Aangezien er geen bebouwde kom is gelegen op of in de nabijheid van de 35 Ke geluidzone
zijn er geen handhavingspunten vastgesteld overeenkomstig artikel X, tweede lid, van
de Wet RBML.
Artikel 8
De gebieden gelegen binnen de 35 Ke-geluidscontour en de 47 Bkl-geluidscontour zijn,
gelet op artikel X, vijfde lid, van de Wet RBML, aangemerkt als beperkingengebied
als bedoeld in artikel 8.47, eerste lid, van de Wet luchtvaart. De Ke-geluidszone
met de daarbij behorende contouren is weergegeven op de kaart in bijlage 2 van deze
regeling. De Bkl-geluidszone met de daarbij behorende contouren is weergegeven op
de kaart in bijlage 3 van deze regeling.

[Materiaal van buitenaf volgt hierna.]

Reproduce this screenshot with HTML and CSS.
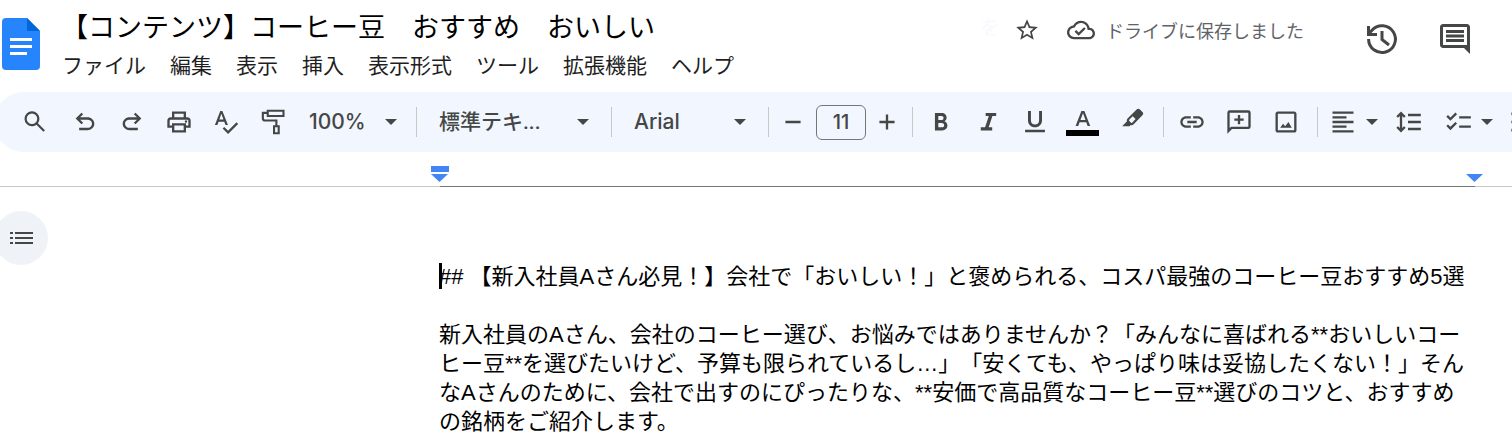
FILE: index.html
```html
<!DOCTYPE html>
<html lang="ja">
<head>
<meta charset="utf-8">
<meta name="viewport" content="width=device-width, initial-scale=1">
<title>【コンテンツ】コーヒー豆　おすすめ　おいしい</title>
<link rel="stylesheet" href="styles.css">
</head>
<body>
<header class="header">
  <a class="logo" href="#" aria-label="ドキュメント ホーム">
    <svg width="38" height="52" viewBox="0 0 38 52"><path fill="#2684fc" d="M4 0h21l13 13v35a4 4 0 0 1-4 4H4a4 4 0 0 1-4-4V4a4 4 0 0 1 4-4z"/><path fill="#0066da" d="M25 0l13 13H25z"/><path fill="#fff" d="M8 20h22v3H8zM8 27h22v3H8zM8 34h17v3H8z"/></svg>
  </a>
  <div class="heading">
    <input class="doc-title" type="text" aria-label="ドキュメント名" value="【コンテンツ】コーヒー豆　おすすめ　おいしい">
    <nav class="menu">
      <button>ファイル</button><button>編集</button><button>表示</button><button>挿入</button><button>表示形式</button><button>ツール</button><button>拡張機能</button><button>ヘルプ</button>
    </nav>
  </div>
  <div class="status">
    <span class="ghost" aria-hidden="true">を</span>
    <button class="plain" aria-label="スター"><svg width="26" height="26" viewBox="0 0 24 24"><path d="M22 9.24l-7.19-.62L12 2 9.19 8.63 2 9.24l5.46 4.73L5.82 21 12 17.27 18.18 21l-1.63-7.03L22 9.24zM12 15.4l-3.76 2.27 1-4.28-3.32-2.88 4.38-.38L12 6.1l1.71 4.04 4.38.38-3.32 2.88 1 4.28L12 15.4z"/></svg></button>
    <span class="saved"><svg width="28" height="28" viewBox="0 0 24 24"><path d="M19.35 10.04C18.67 6.59 15.64 4 12 4 9.11 4 6.6 5.64 5.35 8.04 2.34 8.36 0 10.91 0 14c0 3.31 2.69 6 6 6h13c2.76 0 5-2.24 5-5 0-2.64-2.05-4.78-4.65-4.96zM19 18H6c-2.21 0-4-1.79-4-4 0-2.05 1.53-3.76 3.56-3.97l1.07-.11.5-.95C8.08 7.14 9.94 6 12 6c2.62 0 4.88 1.86 5.39 4.43l.3 1.5 1.53.11c1.56.1 2.78 1.41 2.78 2.96 0 1.65-1.35 3-3 3zm-9-3.82l-2.09-2.09L6.5 13.5 10 17l6.01-6.01-1.41-1.41z" fill-rule="evenodd"/></svg>ドライブに保存しました</span>
  </div>
  <div class="actions">
    <button class="plain" aria-label="変更履歴"><svg class="line" width="36" height="36" viewBox="0 0 36 36" stroke-width="3"><path d="M4.6 18A13.400 13.400 0 1 0 8 9.200L4.800 12.600M4.500 5v8.500H13M18 10v8.500l7 5.500"/></svg></button>
    <button class="plain" aria-label="コメント"><svg width="36" height="36" viewBox="0 0 24 24"><path d="M21.990 4c0-1.100-.890-2-1.990-2H4c-1.100 0-2 .9-2 2v12c0 1.100.9 2 2 2h14l4 4-.010-18zM20 4v12H4V4h16zM6 12h12v2H6v-2zm0-3h12v2H6V9zm0-3h12v2H6V6z" fill-rule="evenodd"/></svg></button>
  </div>
</header>

<div class="toolbar" role="toolbar" aria-label="ツールバー">
  <button class="tool wide" aria-label="検索"><svg viewBox="0 0 24 24"><path d="M20.500 19.100l-6-6A6.300 6.300 0 0 0 15.800 9.200 6.400 6.400 0 1 0 9.400 15.600c1.500 0 2.800-.5 3.800-1.300l6 6zM9.400 13.700a4.500 4.500 0 1 1 0-9 4.500 4.500 0 0 1 0 9z"/></svg></button>
  <button class="tool" aria-label="元に戻す"><svg viewBox="0 0 24 24"><path d="M7 19v-2h7.100c1.050 0 1.960-.330 2.740-1s1.160-1.500 1.160-2.500-.390-1.830-1.160-2.500S15.150 10 14.100 10H7.800l2.600 2.600L9 14 4 9l5-5 1.400 1.400L7.800 8h6.300c1.620 0 3 .530 4.160 1.580S20 11.930 20 13.500s-.580 2.880-1.740 3.930S15.720 19 14.100 19z"/></svg></button>
  <button class="tool" aria-label="やり直し"><svg viewBox="0 0 24 24"><path d="M9.900 19c-1.620 0-3-.530-4.160-1.580S4 15.070 4 13.500s.580-2.880 1.740-3.930S8.280 8 9.900 8h6.300l-2.600-2.600L15 4l5 5-5 5-1.400-1.400 2.600-2.600H9.900c-1.050 0-1.960.330-2.740 1S6 12.500 6 13.500s.390 1.830 1.160 2.500S8.850 17 9.900 17H17v2z"/></svg></button>
  <button class="tool" aria-label="印刷"><svg viewBox="0 0 24 24"><path fill-rule="evenodd" d="M6 8V3h12v5h1a3 3 0 0 1 3 3v6h-4v4H6v-4H2v-6a3 3 0 0 1 3-3zm2 0h8V5H8zM6 15v-2h12v2h2v-4a1 1 0 0 0-1-1H5a1 1 0 0 0-1 1v4zm2 0v4h8v-4z"/><circle cx="18" cy="11.600" r="1"/></svg></button>
  <button class="tool" aria-label="スペルと文法のチェック"><svg class="raised" viewBox="0 0 24 24"><path d="M11.600 14.500h2.100L8.900 2.500H7.100L2.500 14.500h2.100l1-2.800h4.900zM6.300 9.900L8 5l1.800 4.900zM21 12.300l-7.200 7.200L10.500 16.200 9.100 17.600l4.700 4.700 8.600-8.600z"/></svg></button>
  <button class="tool" aria-label="書式を貼り付け"><svg class="line" viewBox="0 0 24 24" stroke-width="1.800"><path d="M7.500 2.400H21v4.400H7.500zM7.500 4.200H3.300v4.500q0 2 2 2h9.600v5M12.900 15.700h4v6h-4z"/></svg></button>
  <label class="pick pick-zoom"><select aria-label="ズーム"><option>100%</option></select><svg class="caret" viewBox="0 0 12 6"><path d="M0 0h12L6 6z"/></svg></label>
  <span class="sep"></span>
  <label class="pick pick-style"><select aria-label="スタイル"><option>標準テキ...</option></select><svg class="caret" viewBox="0 0 12 6"><path d="M0 0h12L6 6z"/></svg></label>
  <span class="sep"></span>
  <label class="pick pick-font"><select aria-label="フォント"><option>Arial</option></select><svg class="caret" viewBox="0 0 12 6"><path d="M0 0h12L6 6z"/></svg></label>
  <span class="sep"></span>
  <button class="tool" aria-label="フォントサイズを縮小"><svg viewBox="0 0 24 24"><path d="M5.500 11h13v2h-13z"/></svg></button>
  <input class="size" type="text" aria-label="フォントサイズ" value="11">
  <button class="tool slim" aria-label="フォントサイズを拡大"><svg viewBox="0 0 24 24"><path d="M5.500 11H11V5.500h2V11h5.500v2H13v5.500h-2V13H5.500z"/></svg></button>
  <span class="sep gap-before gap-after"></span>
  <button class="tool" aria-label="太字"><svg viewBox="0 0 24 24"><path fill-rule="evenodd" d="M6.800 4.200h6c2.200 0 4 1.700 4 3.900 0 1.400-.7 2.600-1.800 3.200 1.600.6 2.500 2 2.500 3.700 0 2.500-1.900 4.200-4.400 4.200H6.800zm2.900 2.600v3.500h2.700c1.100 0 1.800-.8 1.800-1.800s-.7-1.700-1.800-1.700zm0 6v3.800h3.100c1.200 0 1.900-.8 1.900-1.900s-.8-1.900-1.900-1.900z"/></svg></button>
  <button class="tool" aria-label="斜体"><svg viewBox="0 0 24 24"><path d="M10 4.200h9v2.700h-3.200l-3.200 9.600h3V19.200H5.800v-2.700h3.700l3.200-9.600H10z"/></svg></button>
  <button class="tool" aria-label="下線"><svg viewBox="0 0 24 24"><path d="M12 16.500c3.500 0 6-2.300 6-6V2.500h-2.500v8.200c0 2.100-1.400 3.500-3.500 3.500s-3.500-1.400-3.500-3.500V2.500H6v8c0 3.700 2.500 6 6 6zM3.500 18.700h17v2h-17z"/></svg></button>
  <button class="tool color" aria-label="テキストの色"><svg viewBox="0 0 33 28"><path fill-rule="evenodd" d="M15.400 3h3l5.800 15h-2.600l-1.300-3.800h-6.700L12.200 18H9.600zm-1 9.100h5.100L17 5.200z"/><path fill="#000" d="M0 22h33v6H0z"/></svg></button>
  <button class="tool wide" aria-label="ハイライトの色"><svg viewBox="0 0 28 28"><path fill-rule="evenodd" d="M3.200 18.200L8 13.200q-.6-1.600.8-3L17.600 1.500q1.700-1.700 3.400 0l2.400 2.400q1.700 1.700 0 3.400l-8.700 8.900q-1.400 1.400-3 .8l-1.200 1.200zm7-6.400q-.5.500 0 1l1.900 1.900q.5.500 1 0l3.500-3.600-2.900-2.900z"/></svg></button>
  <span class="sep gap-before gap-after"></span>
  <button class="tool" aria-label="リンクを挿入"><svg viewBox="0 0 24 24"><path d="M3.900 12c0-1.710 1.390-3.100 3.100-3.100h4V7H7c-2.760 0-5 2.240-5 5s2.240 5 5 5h4v-1.900H7c-1.710 0-3.100-1.390-3.100-3.100zM8 13h8v-2H8v2zm9-6h-4v1.900h4c1.710 0 3.100 1.390 3.100 3.100s-1.390 3.100-3.100 3.100h-4V17h4c2.760 0 5-2.240 5-5s-2.240-5-5-5z"/></svg></button>
  <button class="tool" aria-label="コメントを追加"><svg viewBox="0 0 24 24"><path fill-rule="evenodd" d="M2 22V4a2 2 0 0 1 2-2h16a2 2 0 0 1 2 2v12a2 2 0 0 1-2 2H6zM4 17.200L5.200 16H20V4H4zM11 14v-3H8V9h3V6h2v3h3v2h-3v3z"/></svg></button>
  <button class="tool" aria-label="画像を挿入"><svg viewBox="0 0 24 24"><path d="M19 5v14H5V5h14m0-2H5c-1.100 0-2 .9-2 2v14c0 1.100.9 2 2 2h14c1.100 0 2-.9 2-2V5c0-1.100-.9-2-2-2zm-2 14H7l2.500-3.500 1.800 2.200 2.800-3.700z"/></svg></button>
  <span class="sep gap-wide"></span>
  <button class="tool group" aria-label="配置"><svg viewBox="0 0 24 24"><path d="M15 15H3v2h12v-2zm0-8H3v2h12V7zM3 13h18v-2H3v2zm0 8h18v-2H3v2zM3 3v2h18V3H3z"/></svg><svg class="caret" viewBox="0 0 12 6"><path d="M0 0h12L6 6z"/></svg></button>
  <button class="tool group spaced" aria-label="行間隔"><svg viewBox="0 0 24 24"><path d="M12 5h11v2H12zM12 11h11v2H12zM12 17h11v2H12zM6 3l4 4-1.400 1.400L7 6.800v10.400l1.600-1.600L10 17l-4 4-4-4 1.400-1.400L5 17.200V6.800L3.400 8.400 2 7z"/></svg></button>
  <button class="tool group" aria-label="チェックリスト"><svg viewBox="0 0 24 24"><path d="M23 7H13v2h10V7zm0 8H13v2h10v-2zM5.540 11L2 7.460l1.410-1.410 2.120 2.120 4.240-4.240 1.410 1.410L5.540 11zm0 8L2 15.460l1.410-1.410 2.120 2.120 4.240-4.240 1.410 1.410L5.540 19z"/></svg><svg class="caret" viewBox="0 0 12 6"><path d="M0 0h12L6 6z"/></svg></button>
  <button class="tool group" aria-label="箇条書き"><svg viewBox="0 0 24 24"><circle cx="4" cy="5" r="2"/><circle cx="4" cy="12" r="2"/><circle cx="4" cy="19" r="2"/><path d="M9 4h12v2H9zM9 11h12v2H9zM9 18h12v2H9z"/></svg></button>
</div>

<div class="ruler">
  <div class="ruler-range">
    <svg class="marker" width="18" height="16" viewBox="0 0 18 16"><path d="M0 0h18v6H0zM0 8h17l-8.500 8z"/></svg>
    <svg class="marker" width="18" height="16" viewBox="0 0 18 16"><path d="M0 8h17l-8.500 8z"/></svg>
  </div>
</div>

<main class="workspace">
  <aside class="side">
    <button class="outline" aria-label="アウトラインを表示"><svg width="24" height="14" viewBox="0 0 24 14"><path d="M1 1h3v2H1zM6 1h18v2H6zM1 6h3v2H1zM6 6h18v2H6zM1 11h3v2H1zM6 11h18v2H6z"/></svg></button>
  </aside>
  <article class="page">
    <p><span class="cursor"></span>## 【新入社員Aさん必見！】会社で「おいしい！」と褒められる、コスパ最強のコーヒー豆おすすめ5選</p>
    <p>新入社員のAさん、会社のコーヒー選び、お悩みではありませんか？「みんなに喜ばれる**おいしいコーヒー豆**を選びたいけど、予算も限られているし…」「安くても、やっぱり味は妥協したくない！」そんなAさんのために、会社で出すのにぴったりな、**安価で高品質なコーヒー豆**選びのコツと、おすすめの銘柄をご紹介します。</p>
  </article>
</main>
</body>
</html>
```
FILE: styles.css
```css
* { box-sizing: border-box; }
body {
  margin: 0;
  background: #fff;
  color: #1f1f1f;
  font-family: "Noto Sans CJK JP", sans-serif;
  text-spacing-trim: space-all;
  overflow-x: hidden;
}
button, input, select {
  font: inherit;
  color: inherit;
  border: 0;
  padding: 0;
  margin: 0;
  background: none;
  text-spacing-trim: inherit;
}
svg { display: block; flex: none; fill: #444746; }
svg.line { fill: none; stroke: #444746; }

.header { display: flex; align-items: flex-start; height: 92px; padding: 0 39px 0 2px; }
.logo { padding-top: 18px; }
.heading { flex: 1; min-width: 0; padding: 6px 0 0 21px; }
.doc-title { display: block; width: 100%; height: 40px; font-size: 27px; line-height: 40px; color: #000; }
.menu { display: flex; gap: 24px; padding-left: 1px; font-size: 21px; line-height: 36px; white-space: nowrap; }
.status { display: flex; align-items: center; height: 60px; white-space: nowrap; }
.ghost { margin-right: 14px; padding-bottom: 8px; font-size: 20px; color: #f8fafd; }
.plain { display: block; }
.saved { display: flex; align-items: center; gap: 11px; margin-left: 27px; font-size: 18px; color: #5f6368; }
.actions { display: flex; gap: 37px; margin-left: 60px; padding-top: 21px; }

.toolbar {
  display: flex;
  align-items: center;
  height: 60px;
  margin-left: -6px;
  padding-left: 15px;
  overflow: hidden;
  border-radius: 30px 0 0 30px;
  background: #f2f6fe;
  color: #444746;
}
.tool { display: flex; flex: none; align-items: center; justify-content: center; width: 47px; height: 48px; }
.tool svg { width: 28px; height: 28px; }
.tool.wide { width: 52px; }
.tool.slim { width: 42px; }
.tool.color { width: 49px; }
.tool.color svg { width: 33px; }
.tool.group { width: auto; gap: 9px; padding: 0 5px 0 11px; }
.tool.spaced { padding-right: 11px; }
.tool .caret, .caret { width: 12px; height: 6px; }
.sep { flex: none; width: 1px; height: 30px; background: #c7c7c7; }
.gap-before { margin-left: 4px; }
.gap-after { margin-right: 4px; }
.gap-wide { margin-left: 8px; }
.pick { display: grid; flex: none; align-items: center; font: 500 21px/32px Inter, sans-serif; }
.pick select { grid-area: 1 / 1; width: 100%; height: 32px; padding-left: 22px; appearance: none; }
.pick .caret { grid-area: 1 / 1; justify-self: end; margin-right: 22px; pointer-events: none; }
.pick-zoom { width: 120px; }
.pick-zoom select { padding-left: 13px; }
.pick-zoom .caret { margin-right: 19px; }
.pick-style { width: 194px; font-family: Roboto, "Noto Sans CJK JP", sans-serif; }
.pick-font { width: 156px; }
.size {
  flex: none;
  width: 50px;
  height: 35px;
  border: 1px solid #747775;
  border-radius: 6px;
  text-align: center;
  font: 500 20px/32px Inter, sans-serif;
}

.ruler { height: 35px; padding: 0 37px 0 440px; border-bottom: 1px solid #c4c7c5; }
.ruler-range { display: flex; justify-content: space-between; height: 35px; padding-top: 14px; border-bottom: 1px solid #747775; }
.marker { margin: 0 -9px; fill: #4285f4; }

.workspace { display: flex; align-items: flex-start; }
.side { flex: none; width: 439px; padding-top: 24px; }
.outline { display: flex; align-items: center; justify-content: center; width: 54px; height: 54px; margin-left: -6px; border-radius: 50%; background: #eff3f8; }
.page { flex: 1; min-width: 0; padding: 75px 37px 0 0; font: 22px/29px "Liberation Sans", "Noto Sans CJK JP", sans-serif; color: #000; }
.page p { position: relative; margin: 0; }
.page p + p { margin-top: 29px; }
.cursor { position: absolute; left: 0; top: 1px; width: 3px; height: 26px; background: #000; }
```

Voor deze gebieden gelden de ruimtelijke
beperkingen die opgenomen zijn in het Bggl of het Bgkl, die om die reden op grond
van artikel X van de Wet RBML hun werking hebben behouden voor de werkingsduur van
de omzettingsregelingen.
Artikel 9
Van de vaste verandermomenten voor de inwerkingtreding van regelgeving is afgeweken
omdat een spoedige inwerkingtreding van deze omzettingsregeling is gewenst om mogelijk
te maken dat met ingang van 1 april 2015 het eerste luchthavenbesluit op grond van
de Wet luchtvaart voor de luchthaven Lelystad in werking kan treden.